## begin GIVEN INFORMATION

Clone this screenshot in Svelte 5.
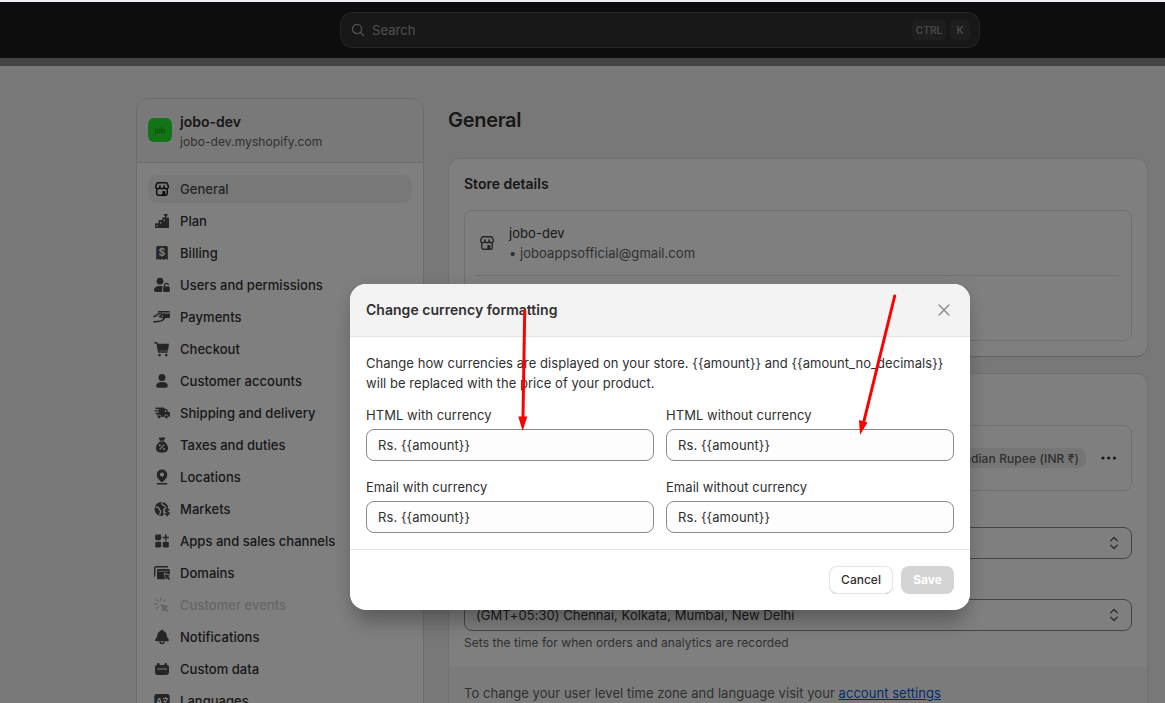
<script>
  const storeIcon = '<path d="M6 3.700h8c.5 0 .9.200 1.100.7l1.100 2.500c.5 1.500-.4 2.900-1.900 2.900-1.200 0-2.100-.8-2.200-1.900-.1 1.100-1 1.900-2.100 1.900s-2-.8-2.100-1.900c-.1 1.100-1 1.900-2.200 1.900-1.500 0-2.400-1.400-1.900-2.900l1.100-2.500c.2-.5.6-.7 1.100-.7z" fill="none" stroke="currentColor" stroke-width="1.400" stroke-linejoin="round"/><path d="M7.900 6.500v1.500M12.100 6.500v1.500" stroke="currentColor" stroke-width="1.200" stroke-linecap="round"/><path d="M4.750 9.500v5.300c0 .9.500 1.450 1.400 1.450h7.700c.9 0 1.400-.550 1.400-1.450V9.500" fill="none" stroke="currentColor" stroke-width="1.400"/><path d="M10.300 16.200v-3.100c0-.6.400-1 1-1h1c.6 0 1 .4 1 1v3.100z"/>';

  const navItems = [
    { label: 'General', active: true, icon: storeIcon },
    { label: 'Plan', icon: '<path d="M3 13.200c0-.6.4-1 1-1h2.600V10c0-.6.4-1 1-1h2.600V7.500c0-.6.4-1 1-1H13V5.300l-1.200-1V3h3.800v1.300l-1.200 1v1.200H16c.6 0 1 .4 1 1V16c0 .6-.4 1-1 1H4c-.6 0-1-.4-1-1z"/><path d="M4.900 14v1.300M8.600 11v1.600M12.200 8.400V10" stroke="#fff" stroke-width="1.200"/>' },
    { label: 'Billing', icon: '<path d="M4.200 4.500C4.200 3.700 4.900 3 5.700 3h8.600c.8 0 1.500.7 1.500 1.500V17l-2-1.300-1.900 1.300-1.900-1.300L8.100 17l-1.900-1.300-2 1.300z"/><text x="10" y="13.200" font-size="10.500" font-weight="600" fill="#fff" text-anchor="middle">$</text>' },
    { label: 'Users and permissions', icon: '<circle cx="8" cy="6.200" r="3.400"/><path d="M2 15c0-2.600 2.700-4 6-4 1.200 0 2.200.1 3 .5-.6.6-.8 1.500-.8 2.500v3H4c-1.200 0-2-.9-2-2z"/><path d="M12.600 12V10.400a1.900 1.900 0 0 1 3.800-.2" fill="none" stroke="currentColor" stroke-width="1.300"/><rect x="11.200" y="11.600" width="6.600" height="5.400" rx="1.200"/>' },
    { label: 'Payments', icon: '<path d="M7 4h9.500c.8 0 1.500.6 1.500 1.400H5.600C5.800 4.600 6.300 4 7 4zM10 6.600h8v2.800c0 1-.7 1.700-1.600 1.700h-5.200z"/><path d="M2 9.500c2-.5 3-1.800 4.400-2.600 1.600-.8 3.400-.5 3.600.4.200 1-1.400 1.200-2.500 2 1.700 1 4 1 4.200 2.400M2 15c2.500-1.500 5 .5 8-1.500 1.100-.7 2.600-1.500 2.600-2.500" fill="none" stroke="currentColor" stroke-width="1.500" stroke-linecap="round"/>' },
    { label: 'Checkout', icon: '<path d="M2.800 3.800h1.500c.6 0 .9.400 1 .9l1.400 8.300h8.500" fill="none" stroke="currentColor" stroke-width="1.500" stroke-linecap="round"/><path d="M5 4.800h12l-.8 5.800c-.1.700-.6 1.200-1.400 1.200H6.200z"/><circle cx="7.600" cy="16.100" r="1.300"/><circle cx="14.200" cy="16.100" r="1.300"/>' },
    { label: 'Customer accounts', icon: '<circle cx="10" cy="6.500" r="3.500"/><path d="M4.200 14.800c0-2.500 2.700-3.700 5.800-3.700s5.800 1.200 5.800 3.700c0 1.300-.8 1.900-1.900 1.900H6.100c-1.100 0-1.900-.6-1.900-1.900z"/>' },
    { label: 'Shipping and delivery', icon: '<path d="M3.500 4.600h7.700c.8 0 1.200.4 1.200 1.200h1.300c.8 0 1.300.3 1.600 1l.7 1.700 1.200.6c.5.300.8.700.8 1.300V13c0 .7-.4 1.100-1.100 1.100H5V11H3.600V9.800h3.200V8.500H2.500V7.300h4.300V6H3.500z"/><circle cx="7.200" cy="13.800" r="1.900" stroke="#fff" stroke-width=".8"/><circle cx="14.300" cy="13.800" r="1.900" stroke="#fff" stroke-width=".8"/><path d="M13 7.200h1l.6 1.700H13z" fill="#fff"/>' },
    { label: 'Taxes and duties', icon: '<path d="M7.500 2.500h5c.6 0 .8.500.5 1L12 5.700H8L7 3.500c-.3-.5 0-1 .5-1zM7.900 6.500h4.200c2.300 1.700 4 4.200 4 6.800 0 2.500-1.700 4.100-4.100 4.100H8c-2.400 0-4.100-1.600-4.100-4.100 0-2.600 1.700-5.100 4-6.800z"/><path d="m7.700 14.300 4.600-4.600" stroke="#fff" stroke-width="1.200"/><circle cx="7.900" cy="10.300" r="1" fill="#fff"/><circle cx="12.100" cy="13.900" r="1" fill="#fff"/>' },
    { label: 'Locations', icon: '<path fill-rule="evenodd" d="M10 2.500a5.200 5.200 0 0 0-5.300 5.200c0 3.200 2.900 5.500 4.400 7.100.5.500 1.300.5 1.800 0 1.500-1.600 4.400-3.900 4.400-7.100A5.200 5.200 0 0 0 10 2.500zm0 7.200a2.100 2.100 0 1 1 0-4.200 2.100 2.100 0 0 1 0 4.200z"/><path d="M5.300 16.700h9.400" stroke="currentColor" stroke-width="1.400" stroke-linecap="round"/>' },
    { label: 'Markets', icon: '<circle cx="9.500" cy="10" r="7"/><path d="M3.600 7.800c2 .1 3.600 1 3.600 2.300 0 1.200 1.600 1.300 1.400 2.600-.1.900-.9 1.500-.9 3.500M10.500 3.400c-1.300 1.200-.6 2.400.8 2.700 1.400.2 1.100 1.700 2.600 1.700" fill="none" stroke="#fff" stroke-width="1.300"/><path d="M11.100 10.500c.6-1.400 2-2 3.200-1.900h3.700v9.500h-6.500z" fill="#fff"/><path d="M17 10.900c-.8-1.100-3.700-1-3.700.5 0 1.600 3.900 1.100 3.900 2.900 0 1.600-3.100 1.700-4.100.3M15.200 8.900v8" fill="none" stroke="currentColor" stroke-width="1.400" stroke-linecap="round"/>' },
    { label: 'Apps and sales channels', icon: '<rect x="3.200" y="3.400" width="6" height="5.800" rx="1.400"/><rect x="3.200" y="10.800" width="6" height="5.800" rx="1.400"/><rect x="10.800" y="10.800" width="6" height="5.800" rx="1.400"/><path d="M13.800 4v5M11.300 6.500h5" stroke="currentColor" stroke-width="1.500" stroke-linecap="round"/>' },
    { label: 'Domains', icon: '<path d="M2.700 13V5c0-.8.5-1.300 1.300-1.300h11.500" fill="none" stroke="currentColor" stroke-width="1.400" stroke-linecap="round"/><path d="M5 7.200C5 6.400 5.500 6 6.300 6h10.200c.8 0 1.300.5 1.300 1.200v4.300l-6.100-1.800 1.500 6.500H6.300c-.8 0-1.300-.5-1.300-1.300z"/><path d="M6.300 8.300h10" stroke="#fff" stroke-width=".6"/><path d="m12.800 10.900 5.500 1.900-2 1 1.800 2.200-1.100 1-2-2-1 1.800z"/>' },
    { label: 'Customer events', disabled: true, icon: '<path d="M9 2.800v2.500M4.500 4.700l1.700 1.700M2.600 9.200h2.500M4.500 13.700l1.700-1.700M13.500 4.700l-1.700 1.700" stroke="currentColor" stroke-width="1.300" stroke-linecap="round"/><path d="m8.300 8.500 8.500 3-3.100 1.600 2.900 3-1.200 1.200-3-2.900-1.400 2.900z"/>' },
    { label: 'Notifications', icon: '<path d="M10 2.700c.8 0 1.300.5 1.400 1.200 2.100.6 3.100 2.200 3.200 4.400.1 2 1.900 2.900 2.200 4.600.1.700-.4 1.300-1.200 1.300H4.400c-.8 0-1.300-.6-1.200-1.300.3-1.700 2.100-2.600 2.200-4.600.1-2.200 1.100-3.800 3.200-4.400.1-.7.6-1.200 1.400-1.200z"/><path d="M8 14.500a2 2 0 0 0 4 0" fill="none" stroke="currentColor" stroke-width="1.500"/>' },
    { label: 'Custom data', icon: '<path d="M5 6V5.300C5 4.500 5.500 4 6.300 4s1.300.5 1.300 1.300V6h4.800v-.7c0-.8.5-1.300 1.300-1.300S15 4.500 15 5.300V6c1.200 0 2 .8 2 2v1.500H3V8c0-1.200.8-2 2-2zM3 10.600h14V13c0 1.900-1 3-2.700 3H5.700C4 16 3 14.900 3 13z"/><path d="M3 9h2v3H3zM15 9h2v3h-2z"/>' },
    { label: 'Languages', icon: '<rect x="2.300" y="3" width="15.400" height="14" rx="2.500"/><text x="3.800" y="13.600" font-size="9.500" font-weight="600" fill="#fff">A</text><path d="M11 7.500h5M13.500 6v1.500M15.200 7.700c-.6 2.600-2 4.500-4 5.600M11.800 9c.8 1.900 2 3.400 3.900 4.300" fill="none" stroke="#fff" stroke-width="1.100"/>' },
  ];

  let fields = $state([
    { label: 'HTML with currency', value: 'Rs. {{amount}}' },
    { label: 'HTML without currency', value: 'Rs. {{amount}}' },
    { label: 'Email with currency', value: 'Rs. {{amount}}' },
    { label: 'Email without currency', value: 'Rs. {{amount}}' },
  ]);
</script>

{#snippet selectIcon()}
  <svg class="select-icon" viewBox="0 0 20 20"><path d="m6.700 7.700 3.300-3.200 3.300 3.200M6.700 12.300l3.300 3.200 3.300-3.200" fill="none" stroke="currentColor" stroke-width="1.500" stroke-linecap="round" stroke-linejoin="round" /></svg>
{/snippet}

<div class="app">
  <div class="screen">
    <header class="topbar">
      <div class="search">
        <svg class="search-icon" viewBox="0 0 16 16"><circle cx="7" cy="7" r="4.600" fill="none" stroke="currentColor" stroke-width="1.300" /><path d="m10.500 10.500 3 3" stroke="currentColor" stroke-width="1.400" stroke-linecap="round" /></svg>
        <span class="search-label">Search</span>
        <kbd>CTRL</kbd>
        <kbd>K</kbd>
      </div>
    </header>

    <div class="page">
      <aside class="sidebar">
        <div class="store">
          <span class="avatar">job</span>
          <div>
            <div class="store-name">jobo-dev</div>
            <div class="store-url">jobo-dev.myshopify.com</div>
          </div>
        </div>
        <nav>
          {#each navItems as item}
            <div class="nav-item" class:active={item.active} class:disabled={item.disabled}>
              <svg class="icon" viewBox="0 0 20 20" fill="currentColor">{@html item.icon}</svg>
              <span>{item.label}</span>
            </div>
          {/each}
        </nav>
      </aside>

      <main>
        <h1>General</h1>

        <section class="card details">
          <h2>Store details</h2>
          <div class="box">
            <div class="contact">
              <svg class="icon" viewBox="0 0 20 20" fill="currentColor">{@html storeIcon}</svg>
              <div>
                <div>jobo-dev</div>
                <div class="muted">• joboappsofficial@gmail.com</div>
              </div>
            </div>
          </div>
        </section>

        <section class="card defaults">
          <h2>Store defaults</h2>
          <div class="box currency">
            <span class="badge">Indian Rupee (INR ₹)</span>
            <svg class="icon" viewBox="0 0 20 20" fill="currentColor"><circle cx="4" cy="10" r="1.600" /><circle cx="9.700" cy="10" r="1.600" /><circle cx="15.400" cy="10" r="1.600" /></svg>
          </div>
          <div class="select-row">
            <span>Unit system</span>
            <div class="select">{@render selectIcon()}</div>
          </div>
          <div class="select-row">
            <span>Time zone</span>
            <div class="select">(GMT+05:30) Chennai, Kolkata, Mumbai, New Delhi{@render selectIcon()}</div>
          </div>
          <p class="help">Sets the time for when orders and analytics are recorded</p>
          <div class="card-footer">To change your user level time zone and language visit your <a href="#account">account settings</a></div>
        </section>
      </main>
    </div>
    <div class="backdrop"></div>
  </div>

  <div class="modal" role="dialog" aria-label="Change currency formatting">
    <div class="modal-header">
      <h2>Change currency formatting</h2>
      <svg class="close" viewBox="0 0 20 20"><path d="m5.100 5.100 9.800 9.800M14.900 5.100l-9.800 9.800" stroke="currentColor" stroke-width="1.400" stroke-linecap="round" /></svg>
    </div>
    <div class="modal-body">
      <p>Change how currencies are displayed on your store. {'{{amount}}'} and {'{{amount_no_decimals}}'} will be replaced with the price of your product.</p>
      <div class="fields">
        {#each fields as field}
          <label>
            <span>{field.label}</span>
            <input type="text" bind:value={field.value} />
          </label>
        {/each}
      </div>
    </div>
    <div class="modal-footer">
      <button class="cancel">Cancel</button>
      <button class="save" disabled>Save</button>
    </div>
  </div>

  <svg class="arrows" viewBox="0 0 1165 703">
    <path d="M524.700 311 523 418M894.700 296 863.500 423" stroke="#f00" stroke-width="3" stroke-linecap="round" />
    <path d="M518.300 416.500h9L522.600 431zM859 420l8.500 2.500L860 435z" fill="#f00" />
  </svg>
</div>

<style>
  :global(body) { margin: 0; overflow: hidden; }
  .app { position: relative; height: 703px; overflow: hidden; box-sizing: border-box; border-top: 2px solid #eef0f6; font: 400 13px/20px Inter, "Liberation Sans", sans-serif; letter-spacing: 0.045px; color: #303030; }
  .app :global(*) { box-sizing: border-box; }
  h1, h2, p { margin: 0; }
  .screen { height: 701px; overflow: hidden; position: relative; background: #f1f1f1; }
  .backdrop { position: absolute; inset: 0; background: rgba(0, 0, 0, 0.5); }
  .icon { width: 20px; height: 20px; flex: none; }

  .topbar { display: flex; padding: 10px 0 10px 340px; height: 64px; background: #1a1a1a; border-bottom: 8px solid #888; }
  .search { display: flex; align-items: center; width: 640px; height: 36px; padding: 0 9px; background: #303030; border: 1px solid #484848; border-radius: 12px; color: #a0a0a0; }
  .search-icon { width: 16px; height: 16px; margin-right: 6px; }
  .search-label { flex: 1; }
  kbd { margin-left: 4px; height: 20px; width: 20px; text-align: center; border-radius: 5px; background: #3d3d3d; font: 600 10px/21px Inter, sans-serif; color: #929292; }
  kbd:first-of-type { width: 34px; }

  .page { display: flex; gap: 24px; padding: 32px 17px 0 136px; }
  .sidebar { width: 288px; height: 700px; flex: none; background: #fff; border: 1px solid #d8d8d8; border-radius: 12px 12px 0 0; overflow: hidden; }
  .store { display: flex; align-items: center; gap: 8px; height: 64px; padding: 0 11px; background: #f3f3f3; border-bottom: 1px solid #dcdcdc; }
  .store-name { padding-top: 4px; font-size: 14px; line-height: 18px; font-weight: 600; letter-spacing: 0; }
  .store-url { padding-top: 1px; font-size: 12px; color: #616161; letter-spacing: 0.08px; }
  .avatar { width: 24px; height: 24px; margin-top: -2px; border-radius: 6px; background: #25e82b; color: #147d17; font-size: 7px; line-height: 25px; text-align: center; }
  nav { display: flex; flex-direction: column; gap: 4px; padding: 12px 11px; }
  .nav-item { display: flex; align-items: center; gap: 8px; height: 28px; padding: 0 4px; border-radius: 8px; font-weight: 500; letter-spacing: 0.035px; }
  .nav-item .icon { color: #4a4a4a; }
  .nav-item.active { background: #f1f1f1; color: #4a4a4a; }
  .nav-item.active .icon { color: #1a1a1a; }
  .nav-item.disabled, .nav-item.disabled .icon { color: #cccccc; }

  main { width: 700px; flex: none; }
  h1 { height: 60px; padding-top: 10px; font-size: 20px; line-height: 24px; font-weight: 600; letter-spacing: -0.3px; }
  h2 { font-size: 14px; line-height: 20px; font-weight: 600; letter-spacing: 0; }
  .card { background: #fff; border: 1px solid #e0e0e0; border-bottom-color: #c8c8c8; border-radius: 12px; padding: 15px; overflow: hidden; }
  .details { height: 199px; margin-bottom: 16px; }
  .box { border: 1px solid #dedede; border-radius: 8px; margin-top: 16px; }
  .details .box { height: 131px; padding: 0 12px 0 11px; }
  .contact { display: flex; align-items: center; gap: 12px; height: 65px; border-bottom: 1px solid #dedede; }
  .contact .icon { margin-left: 1px; color: #4a4a4a; }
  .muted { color: #616161; }
  .defaults { height: 360px; }
  .currency { display: flex; align-items: center; justify-content: flex-end; gap: 13px; height: 66px; padding-right: 12px; }
  .badge { height: 20px; padding: 0 7px 0 8px; border-radius: 8px; background: #ededed; color: #616161; font-size: 12px; line-height: 21px; font-weight: 500; letter-spacing: 0.1px; }
  .select-row { margin-top: 12px; }
  .select-row + .select-row { margin-top: 16px; }
  .select-row span { display: block; margin-bottom: 4px; }
  .select { position: relative; height: 32px; padding: 5px 11px; border: 1px solid #8a8a8a; border-radius: 8px; }
  .select-icon { position: absolute; right: 7px; top: 5px; width: 20px; height: 20px; color: #616161; }
  .help { margin-top: 2px; font-size: 12px; color: #616161; }
  .card-footer { margin: 14px -15px 0; padding: 16px 15px; height: 80px; background: #f7f7f7; color: #616161; }
  .card-footer a { color: #005bd3; }

  .modal { position: absolute; left: 350px; top: 282px; width: 620px; height: 326px; border-radius: 16px; overflow: hidden; background: #fff; box-shadow: 0 20px 20px -8px rgba(26, 26, 26, 0.28), 0 4px 18px rgba(0, 0, 0, 0.12); }
  .modal-header { display: flex; align-items: center; justify-content: space-between; height: 53px; padding: 0 16px; background: #f3f3f3; border-bottom: 1px solid #e3e3e3; }
  .modal-header h2 { letter-spacing: 0.03px; }
  .close { width: 20px; height: 20px; color: #8a8a8a; }
  .modal-body { height: 213px; padding: 16px; border-bottom: 1px solid #e3e3e3; }
  .fields { display: grid; grid-template-columns: 1fr 1fr; gap: 16px 12px; margin-top: 12px; }
  label span { display: block; margin-bottom: 4px; }
  input { display: block; width: 100%; height: 32px; padding: 0 11px; border: 1px solid #8a8a8a; border-radius: 8px; background: #fdfdfd; font: inherit; letter-spacing: 0.08px; color: inherit; }
  .modal-footer { display: flex; justify-content: flex-end; gap: 8px; padding: 16px; }
  button { height: 28px; padding: 0 12px; border: 0; border-radius: 8px; font: 500 12px/16px Inter, sans-serif; }
  .cancel { width: 64px; background: #fff; color: #303030; box-shadow: inset 0 0 0 1px #e3e3e3, inset 0 -1px 0 #b5b5b5; }
  .save { width: 53px; background: #d4d4d4; color: #fff; font-weight: 700; }
  .arrows { position: absolute; left: 0; top: -2px; width: 1165px; height: 703px; pointer-events: none; }
</style>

## end GIVEN INFORMATION

PROBLEM TO SOLVE :: Leave out any pictures and return exactly the lines from the beginning of the data through the line with "const storeIcon = '<path", inclusive.

OUTPUT FOR THIS EXERCISE ::
Clone this screenshot in Svelte 5.
<script>
  const storeIcon = '<path d="M6 3.700h8c.5 0 .9.200 1.100.7l1.100 2.500c.5 1.500-.4 2.900-1.900 2.900-1.200 0-2.100-.8-2.200-1.900-.1 1.100-1 1.900-2.100 1.900s-2-.8-2.100-1.900c-.1 1.100-1 1.900-2.200 1.900-1.500 0-2.400-1.400-1.900-2.900l1.100-2.500c.2-.5.6-.7 1.100-.7z" fill="none" stroke="currentColor" stroke-width="1.400" stroke-linejoin="round"/><path d="M7.900 6.500v1.500M12.100 6.500v1.500" stroke="currentColor" stroke-width="1.200" stroke-linecap="round"/><path d="M4.750 9.500v5.300c0 .9.500 1.450 1.400 1.450h7.700c.9 0 1.400-.550 1.400-1.450V9.500" fill="none" stroke="currentColor" stroke-width="1.400"/><path d="M10.300 16.200v-3.100c0-.6.400-1 1-1h1c.6 0 1 .4 1 1v3.100z"/>';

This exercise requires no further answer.